Dans les journées de février 1848, il émit l'avis que l'opposition donnât sa démission collective. Appelé aux Tuileries, dans la nuit du 23 au 24 février, il fut chargé par le roi de former, avec Odilon Barrot, un nouveau ministère. Mais la Proclamation qu'il adressa an peuple pour calmer l'effervescence fut sans effet, et la République sortit des barricades. M. Thiers, qui n'était rien moins que républicain, envoya toutefois son adhésion au gouvernement provisoire. On lui prêta alors un mot, bien souvent répété depuis : « La République est le gouvernement qui nous divise le moins, »
Comptant pouvoir préparer le triomphe de ses idées politiques, sociales, économiques, aussi bien sous le régime républicain que sous le régime de la monarchie constitutionnelle, il sollicita du suffrage universel, non aux élections générales de la Constituante, mais au scrutin partiel du 4 juin 1848, un mandat législatif, qu'il obtint dans cinq départements :
1° dans la Gironde, par 27380 voix (63 220 votants, 177 220 inscrits)

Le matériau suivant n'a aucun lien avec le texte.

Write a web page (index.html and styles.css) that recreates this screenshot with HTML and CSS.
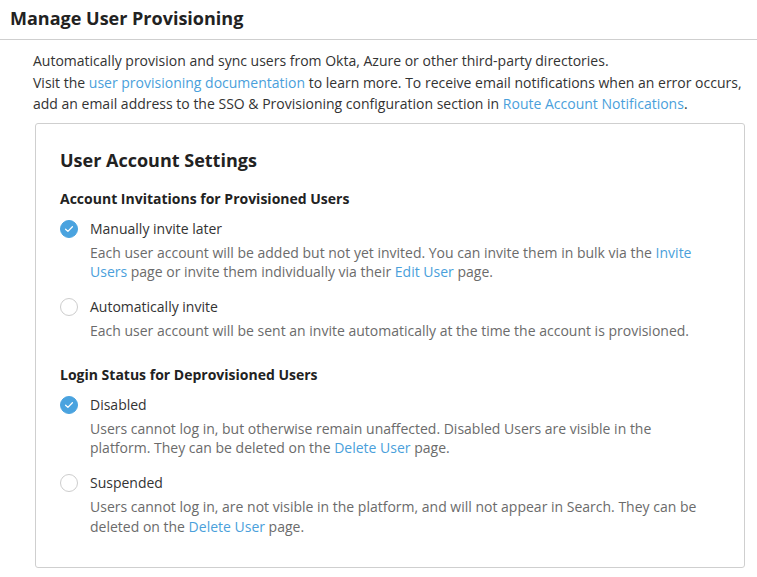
FILE: index.html
```html
<!DOCTYPE html>
<html>
<head>
<meta charset="utf-8">
<link rel="stylesheet" href="styles.css">
</head>
<body>
<header class="page-header"><h1>Manage User Provisioning</h1></header>
<div class="intro">
  <p>Automatically provision and sync users from Okta, Azure or other third-party directories.<br>
  Visit the <a href="#">user provisioning documentation</a> to learn more. To receive email notifications when an error occurs, add an email address to the SSO &amp; Provisioning configuration section in <a href="#">Route Account Notifications</a>.</p>
</div>
<section class="card">
  <h2>User Account Settings</h2>
  <h3>Account Invitations for Provisioned Users</h3>
  <div class="option">
    <span class="radio checked"><svg viewBox="0 0 18 18" width="18" height="18"><path d="M5.6 9.2 L7.9 11.4 L12.4 6.8" fill="none" stroke="#fff" stroke-width="1.3" stroke-linecap="round" stroke-linejoin="round"/></svg></span>
    <div class="option-body">
      <div class="label">Manually invite later</div>
      <div class="desc">Each user account will be added but not yet invited. You can invite them in bulk via the <a href="#">Invite Users</a> page or invite them individually via their <a href="#">Edit User</a> page.</div>
    </div>
  </div>
  <div class="option">
    <span class="radio"></span>
    <div class="option-body">
      <div class="label">Automatically invite</div>
      <div class="desc">Each user account will be sent an invite automatically at the time the account is provisioned.</div>
    </div>
  </div>
  <h3 class="second">Login Status for Deprovisioned Users</h3>
  <div class="option">
    <span class="radio checked"><svg viewBox="0 0 18 18" width="18" height="18"><path d="M5.6 9.2 L7.9 11.4 L12.4 6.8" fill="none" stroke="#fff" stroke-width="1.3" stroke-linecap="round" stroke-linejoin="round"/></svg></span>
    <div class="option-body">
      <div class="label">Disabled</div>
      <div class="desc">Users cannot log in, but otherwise remain unaffected. Disabled Users are visible in the platform. They can be deleted on the <a href="#">Delete User</a> page.</div>
    </div>
  </div>
  <div class="option">
    <span class="radio"></span>
    <div class="option-body">
      <div class="label">Suspended</div>
      <div class="desc">Users cannot log in, are not visible in the platform, and will not appear in Search. They can be deleted on the <a href="#">Delete User</a> page.</div>
    </div>
  </div>
</section>
</body>
</html>
```
FILE: styles.css
```css
html, body {
  margin: 0;
  padding: 0;
  background: #fff;
}
body {
  font-family: "Open Sans", "Liberation Sans", sans-serif;
  font-size: 14px;
  color: #333;
}
a {
  color: #4a9fdb;
  text-decoration: none;
}
.page-header {
  height: 40px;
  border-bottom: 1px solid #cfcfcf;
  box-sizing: border-box;
  padding-left: 10px;
  display: flex;
  align-items: center;
}
.page-header h1 {
  margin: 0;
  font-size: 18px;
  font-weight: 700;
  color: #222;
  line-height: 24px;
  position: relative;
  top: -2px;
}
.intro {
  padding: 10px 12px 0 33px;
}
.intro p {
  margin: 0;
  line-height: 21.5px;
}
.card {
  margin: 8px 12px 0 35px;
  border: 1px solid #cfcfcf;
  border-radius: 3px;
  padding: 23px 24px 31px 24px;
}
.card h2 {
  margin: 0;
  font-size: 18px;
  font-weight: 700;
  color: #222;
  line-height: 26px;
}
.card h3 {
  margin: 16px 0 10px;
  font-size: 14px;
  font-weight: 700;
  color: #222;
  line-height: 20px;
}
.card h3.second {
  margin-top: 24.5px;
  margin-bottom: 9.5px;
}
.option {
  display: flex;
  gap: 12px;
}
.option + .option {
  margin-top: 15.5px;
}
.radio {
  flex: none;
  width: 18px;
  height: 18px;
  box-sizing: border-box;
  border: 1px solid #cdcdcd;
  border-radius: 50%;
  background: #fff;
  margin-top: 1px;
  display: flex;
}
.radio.checked {
  background: #4aa3df;
  border-color: #4aa3df;
}
.radio svg {
  margin: -1px;
}
.option-body {
  flex: 1;
  padding-right: 14px;
}
.label {
  line-height: 20px;
  color: #333;
}
.desc {
  margin-top: 4px;
  line-height: 19.5px;
  color: #6b6b6b;
}
```
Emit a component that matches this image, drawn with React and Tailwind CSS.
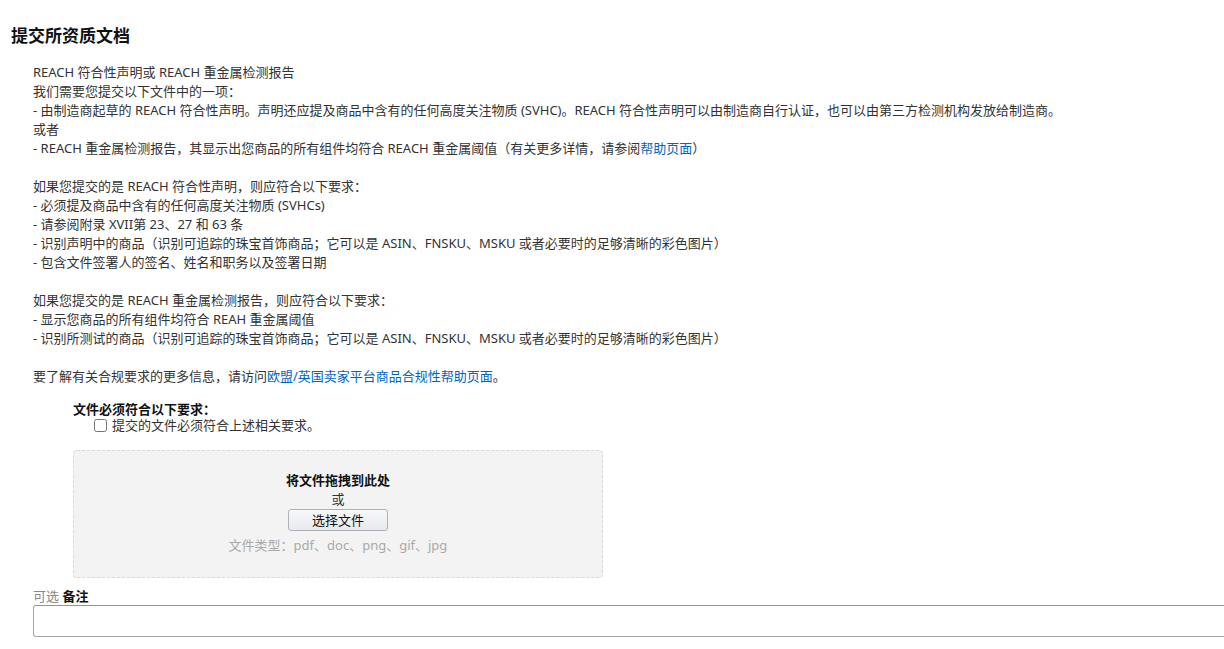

2° dans la Mayenne, par 18 720 voix (44 036 votants, 95 684 inscrits) ;
3° dans l'Orne, par 30 191 voix (53 857 votants) ;
4° dans la Seine-Inférieure, par 58 361 voix ;
5° dans la Seine, par 97 394 voix.
Il opta pour la Seine-Inférieure.
Les stratégistes parlementaires de l'époque ayant constitué, en dehors de toutes préférences dynastiques, ce qu'ils appelèrent le « parti de l'ordre », M. Thiers devint le chef de ce parti. Il vota pour le rétablissement du cautionnement et de la contrainte par corps, contre l'abolition de la peine de mort, contre l'amendement Grévy, pour la Constitution, pour la proposition Rateau, pour les crédits de l'expédition de Rome, contre l'amnistie, etc. Il fit, comme rapporteur du comité des finances, une très vive critique de la proposition de Proudhon (juillet 1848) et du socialisme en général, combattit (21 octobre) l'amendement Deville tendant à l'abolition du remplacement militaire, appuya l'élection à la présidence de la République de Louis-Napoléon Bonaparte, et prit part aux débats passionnés que soulevèrent les affaires d'Italie. Il publia en 1848, sous ce titre Du Droit de propriété, une œuvre d'à-propos, écrite avec sa verve habituelle, mais d'une originalité et d'une force d'argumentation contestables. Il eut, après le 20 décembre, un duel avec M. Bixio qui lui reprochait d'avoir soutenu comme candidat à la première magistrature du pays un homme dont il avait dit quelque temps auparavant que son élection « serait une honte pour la France. »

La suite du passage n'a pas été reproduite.